→ Problem statement: Locate each line containing the string "index" and copy it out.

### Collected material

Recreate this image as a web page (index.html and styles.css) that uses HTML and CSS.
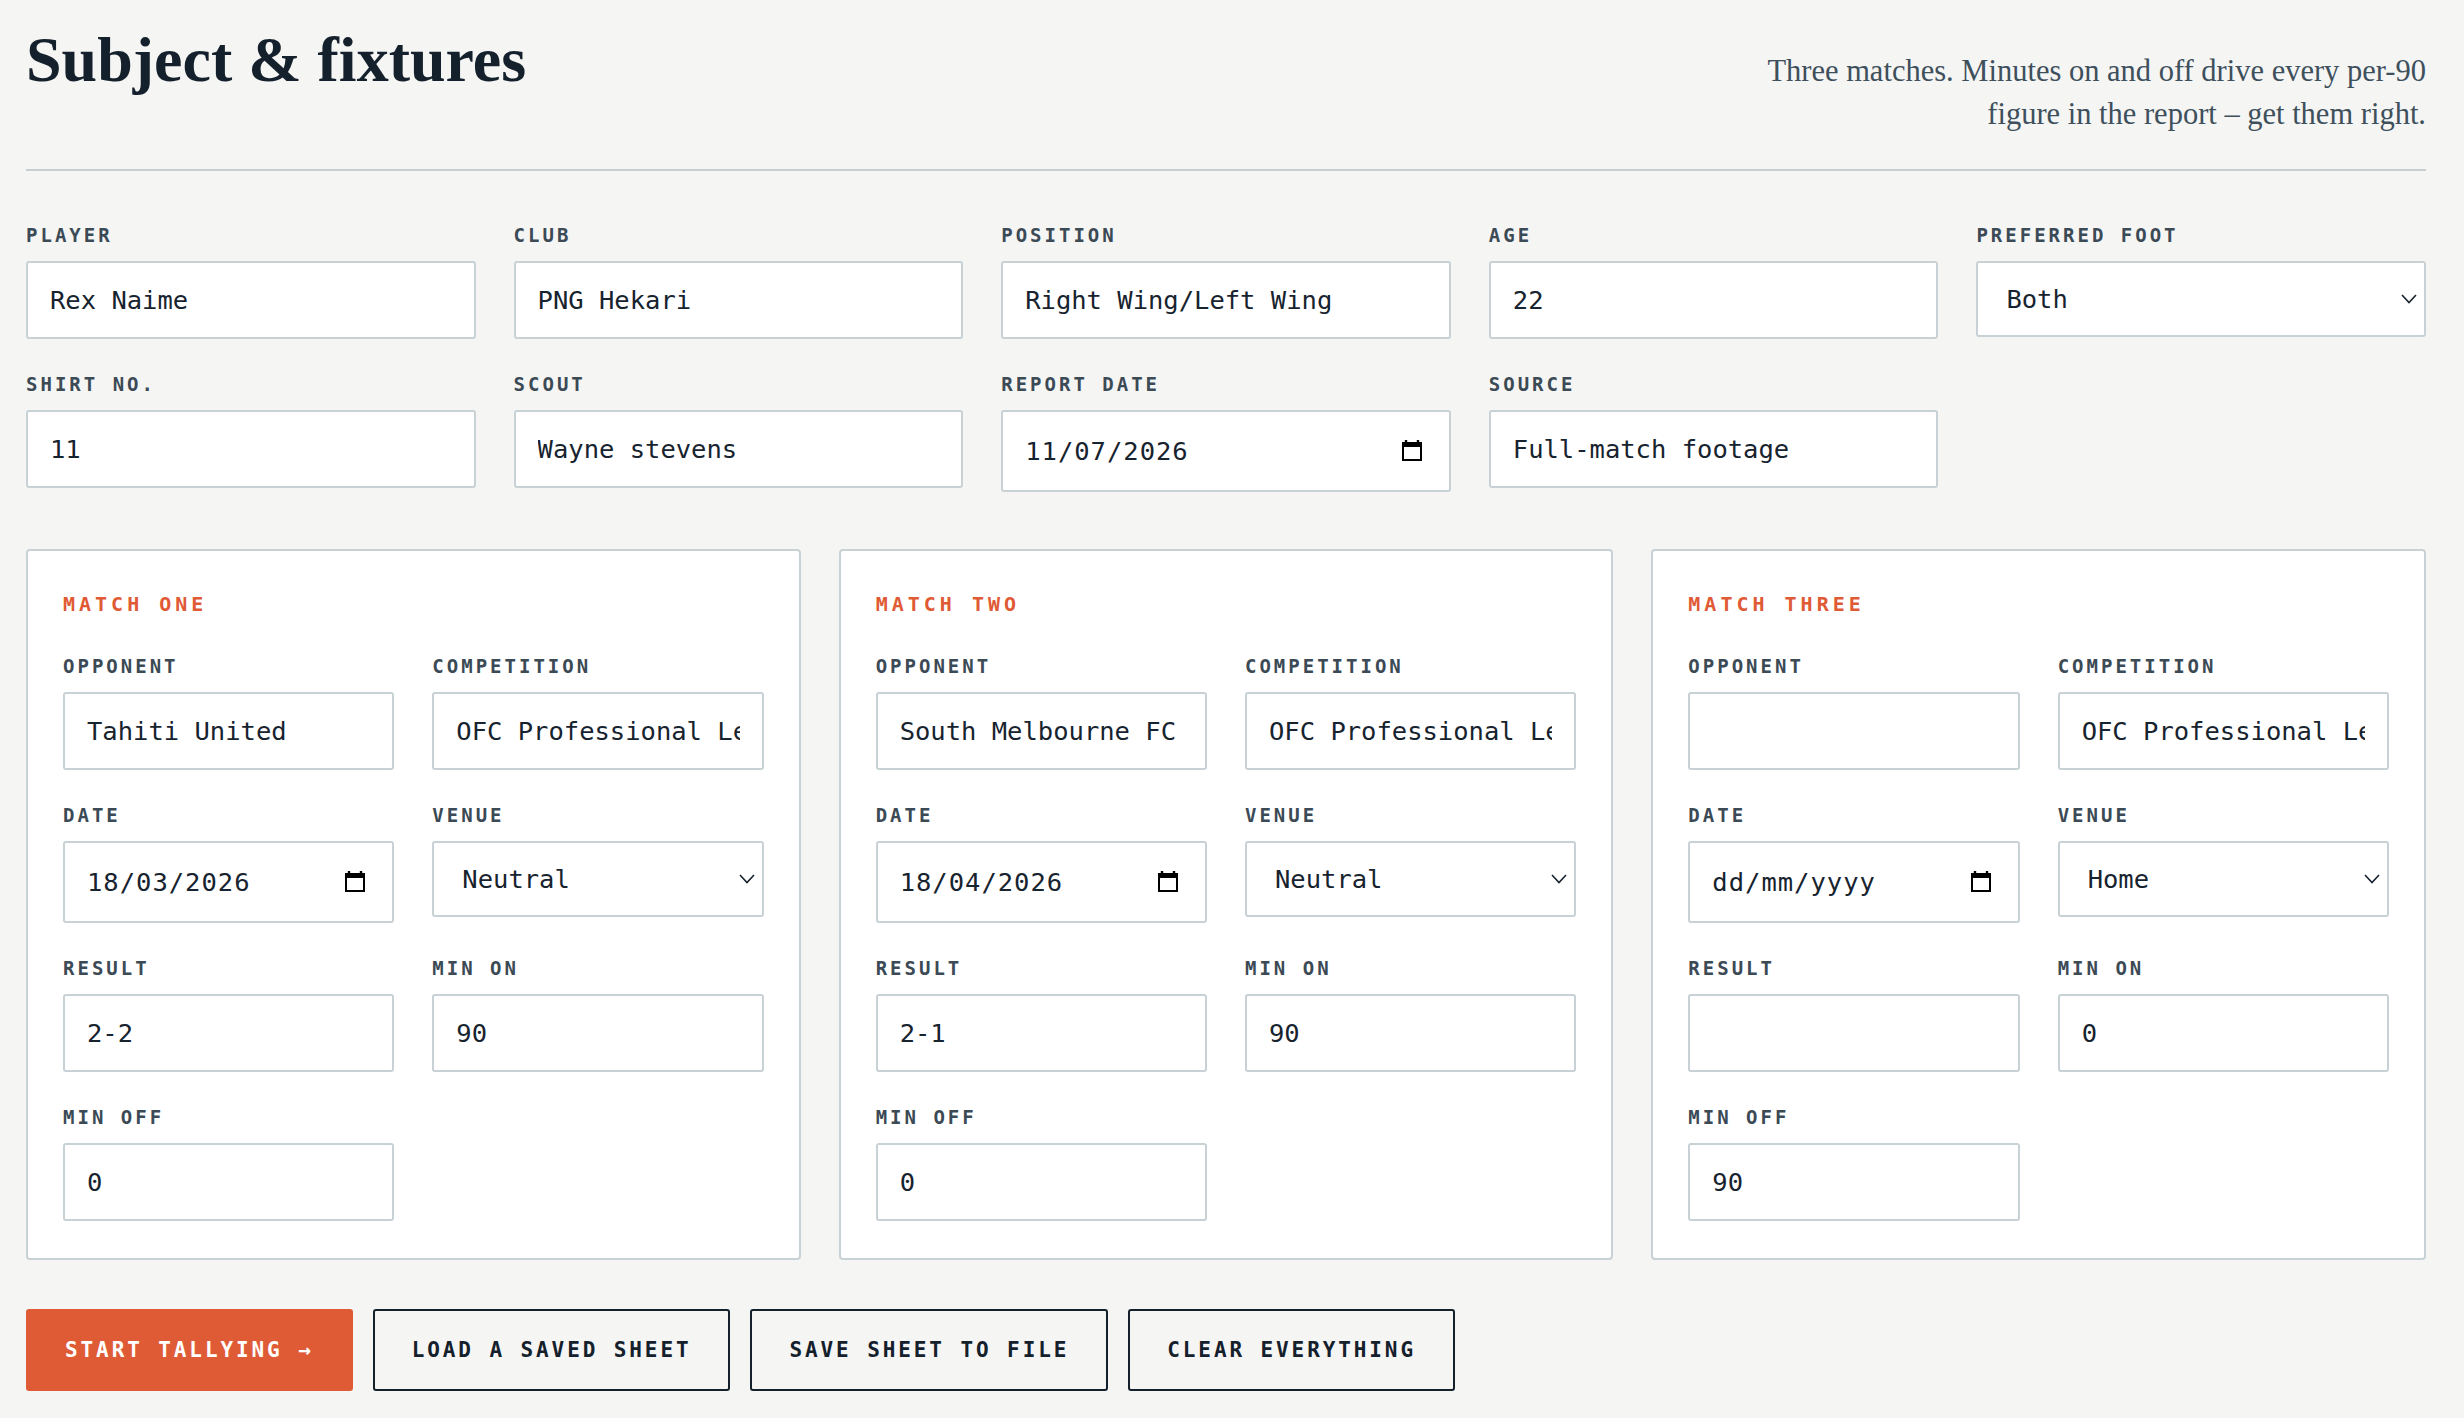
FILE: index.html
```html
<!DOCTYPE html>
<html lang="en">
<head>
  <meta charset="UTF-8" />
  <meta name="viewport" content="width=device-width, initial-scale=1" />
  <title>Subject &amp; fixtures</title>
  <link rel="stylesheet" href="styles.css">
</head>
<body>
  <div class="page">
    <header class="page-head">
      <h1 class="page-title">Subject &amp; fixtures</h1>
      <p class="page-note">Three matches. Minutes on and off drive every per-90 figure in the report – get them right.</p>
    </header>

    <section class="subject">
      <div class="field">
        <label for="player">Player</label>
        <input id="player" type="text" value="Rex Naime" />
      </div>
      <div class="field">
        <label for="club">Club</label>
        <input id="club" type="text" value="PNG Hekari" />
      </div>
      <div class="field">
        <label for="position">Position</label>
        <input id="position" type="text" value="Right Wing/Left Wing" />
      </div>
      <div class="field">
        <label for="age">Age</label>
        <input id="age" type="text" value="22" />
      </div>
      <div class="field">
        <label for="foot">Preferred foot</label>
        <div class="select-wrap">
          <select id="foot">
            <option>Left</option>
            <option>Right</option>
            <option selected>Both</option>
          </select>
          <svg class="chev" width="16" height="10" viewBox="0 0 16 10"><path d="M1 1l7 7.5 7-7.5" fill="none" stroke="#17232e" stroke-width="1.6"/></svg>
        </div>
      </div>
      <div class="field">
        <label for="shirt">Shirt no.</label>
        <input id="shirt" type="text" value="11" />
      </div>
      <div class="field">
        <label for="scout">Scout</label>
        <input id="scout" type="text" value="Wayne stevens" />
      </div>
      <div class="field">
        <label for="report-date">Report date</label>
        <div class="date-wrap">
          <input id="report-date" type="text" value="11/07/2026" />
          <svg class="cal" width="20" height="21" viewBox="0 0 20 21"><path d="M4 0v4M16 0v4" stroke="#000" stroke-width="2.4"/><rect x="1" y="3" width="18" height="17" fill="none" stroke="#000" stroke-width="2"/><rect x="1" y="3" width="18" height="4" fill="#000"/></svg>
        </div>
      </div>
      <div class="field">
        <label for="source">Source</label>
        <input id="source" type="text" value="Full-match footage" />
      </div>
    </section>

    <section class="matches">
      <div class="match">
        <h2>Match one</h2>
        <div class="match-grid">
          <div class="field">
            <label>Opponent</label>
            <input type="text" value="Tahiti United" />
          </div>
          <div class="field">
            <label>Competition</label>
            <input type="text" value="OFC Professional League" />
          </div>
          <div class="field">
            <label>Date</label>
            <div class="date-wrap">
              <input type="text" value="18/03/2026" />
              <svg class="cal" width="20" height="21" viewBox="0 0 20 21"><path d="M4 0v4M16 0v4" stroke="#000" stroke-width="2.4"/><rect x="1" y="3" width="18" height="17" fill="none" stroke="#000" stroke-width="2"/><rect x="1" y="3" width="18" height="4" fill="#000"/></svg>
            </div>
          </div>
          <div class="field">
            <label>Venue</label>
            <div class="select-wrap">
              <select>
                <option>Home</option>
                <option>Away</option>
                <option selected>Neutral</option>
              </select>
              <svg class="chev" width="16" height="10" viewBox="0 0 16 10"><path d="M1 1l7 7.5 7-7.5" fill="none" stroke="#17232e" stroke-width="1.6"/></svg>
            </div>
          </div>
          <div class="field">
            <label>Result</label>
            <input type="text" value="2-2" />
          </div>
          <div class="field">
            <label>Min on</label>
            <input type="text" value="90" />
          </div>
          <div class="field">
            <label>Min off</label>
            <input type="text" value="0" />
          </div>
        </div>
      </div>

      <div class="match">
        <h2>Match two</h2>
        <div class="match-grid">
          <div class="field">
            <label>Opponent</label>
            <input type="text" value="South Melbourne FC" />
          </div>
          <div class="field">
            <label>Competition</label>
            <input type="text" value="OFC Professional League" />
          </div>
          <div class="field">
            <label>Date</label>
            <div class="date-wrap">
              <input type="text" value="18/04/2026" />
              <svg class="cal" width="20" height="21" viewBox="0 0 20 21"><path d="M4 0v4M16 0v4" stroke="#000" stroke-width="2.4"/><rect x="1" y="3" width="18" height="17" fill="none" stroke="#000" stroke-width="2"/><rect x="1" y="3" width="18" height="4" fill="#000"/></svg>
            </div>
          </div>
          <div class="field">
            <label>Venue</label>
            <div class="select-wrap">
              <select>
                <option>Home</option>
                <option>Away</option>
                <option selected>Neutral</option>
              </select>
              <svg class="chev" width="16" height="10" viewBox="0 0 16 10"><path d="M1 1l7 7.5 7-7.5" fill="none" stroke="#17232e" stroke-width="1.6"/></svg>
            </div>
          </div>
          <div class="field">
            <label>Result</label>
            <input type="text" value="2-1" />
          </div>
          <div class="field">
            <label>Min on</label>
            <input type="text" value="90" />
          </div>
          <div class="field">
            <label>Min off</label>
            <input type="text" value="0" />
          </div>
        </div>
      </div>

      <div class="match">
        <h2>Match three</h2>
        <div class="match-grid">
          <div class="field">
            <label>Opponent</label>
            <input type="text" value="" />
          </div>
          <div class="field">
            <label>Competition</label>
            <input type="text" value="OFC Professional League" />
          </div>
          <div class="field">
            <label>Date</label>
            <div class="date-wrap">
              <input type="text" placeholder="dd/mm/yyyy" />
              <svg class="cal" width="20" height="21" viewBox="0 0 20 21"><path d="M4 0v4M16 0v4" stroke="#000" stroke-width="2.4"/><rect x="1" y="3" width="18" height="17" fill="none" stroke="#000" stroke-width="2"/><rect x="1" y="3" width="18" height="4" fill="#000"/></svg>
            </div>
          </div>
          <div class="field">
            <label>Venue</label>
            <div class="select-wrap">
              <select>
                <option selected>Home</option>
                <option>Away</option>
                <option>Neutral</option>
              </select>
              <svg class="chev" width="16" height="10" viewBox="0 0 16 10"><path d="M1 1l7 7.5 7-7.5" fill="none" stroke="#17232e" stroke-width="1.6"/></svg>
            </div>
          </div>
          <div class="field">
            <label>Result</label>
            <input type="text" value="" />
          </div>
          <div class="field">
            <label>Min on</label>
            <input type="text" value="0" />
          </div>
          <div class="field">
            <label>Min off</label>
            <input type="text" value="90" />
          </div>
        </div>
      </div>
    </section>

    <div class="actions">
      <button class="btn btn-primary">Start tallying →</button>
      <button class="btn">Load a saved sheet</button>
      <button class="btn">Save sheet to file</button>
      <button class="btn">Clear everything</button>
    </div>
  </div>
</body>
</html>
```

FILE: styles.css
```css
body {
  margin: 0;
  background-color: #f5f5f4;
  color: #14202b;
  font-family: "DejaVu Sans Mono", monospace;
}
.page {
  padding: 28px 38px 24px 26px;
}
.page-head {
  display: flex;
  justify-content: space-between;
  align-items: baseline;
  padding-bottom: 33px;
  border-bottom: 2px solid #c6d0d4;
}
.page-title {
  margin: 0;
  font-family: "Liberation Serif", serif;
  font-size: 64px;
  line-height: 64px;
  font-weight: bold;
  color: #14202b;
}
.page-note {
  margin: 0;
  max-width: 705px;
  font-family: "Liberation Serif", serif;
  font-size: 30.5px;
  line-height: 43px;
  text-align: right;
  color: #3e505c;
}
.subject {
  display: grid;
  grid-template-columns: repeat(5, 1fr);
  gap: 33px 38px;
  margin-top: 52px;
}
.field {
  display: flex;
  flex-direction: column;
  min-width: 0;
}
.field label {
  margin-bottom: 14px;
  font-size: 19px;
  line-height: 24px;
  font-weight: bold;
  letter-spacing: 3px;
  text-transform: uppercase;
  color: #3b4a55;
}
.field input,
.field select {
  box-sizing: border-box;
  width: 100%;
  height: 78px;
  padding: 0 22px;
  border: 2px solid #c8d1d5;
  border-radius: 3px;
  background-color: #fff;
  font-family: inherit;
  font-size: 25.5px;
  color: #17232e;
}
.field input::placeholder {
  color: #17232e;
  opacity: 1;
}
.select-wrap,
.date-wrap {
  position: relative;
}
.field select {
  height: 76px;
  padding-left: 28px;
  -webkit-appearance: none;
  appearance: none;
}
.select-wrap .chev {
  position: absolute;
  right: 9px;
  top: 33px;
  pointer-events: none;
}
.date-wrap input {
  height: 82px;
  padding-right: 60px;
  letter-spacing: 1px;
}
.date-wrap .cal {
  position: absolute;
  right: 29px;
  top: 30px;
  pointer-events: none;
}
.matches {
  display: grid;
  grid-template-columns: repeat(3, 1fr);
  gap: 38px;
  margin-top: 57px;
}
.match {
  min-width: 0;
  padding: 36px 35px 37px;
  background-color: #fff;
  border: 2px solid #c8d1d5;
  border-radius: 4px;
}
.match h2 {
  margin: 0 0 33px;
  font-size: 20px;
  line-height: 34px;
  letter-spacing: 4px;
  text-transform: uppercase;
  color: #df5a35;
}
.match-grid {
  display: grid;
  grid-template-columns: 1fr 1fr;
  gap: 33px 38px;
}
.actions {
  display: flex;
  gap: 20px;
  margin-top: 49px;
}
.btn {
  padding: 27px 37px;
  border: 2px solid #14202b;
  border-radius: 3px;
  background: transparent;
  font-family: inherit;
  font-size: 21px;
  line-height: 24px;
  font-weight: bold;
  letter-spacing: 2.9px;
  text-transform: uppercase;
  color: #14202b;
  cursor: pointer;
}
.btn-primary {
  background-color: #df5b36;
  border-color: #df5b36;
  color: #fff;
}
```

######

→ Complete answer:
Recreate this image as a web page (index.html and styles.css) that uses HTML and CSS.
FILE: index.html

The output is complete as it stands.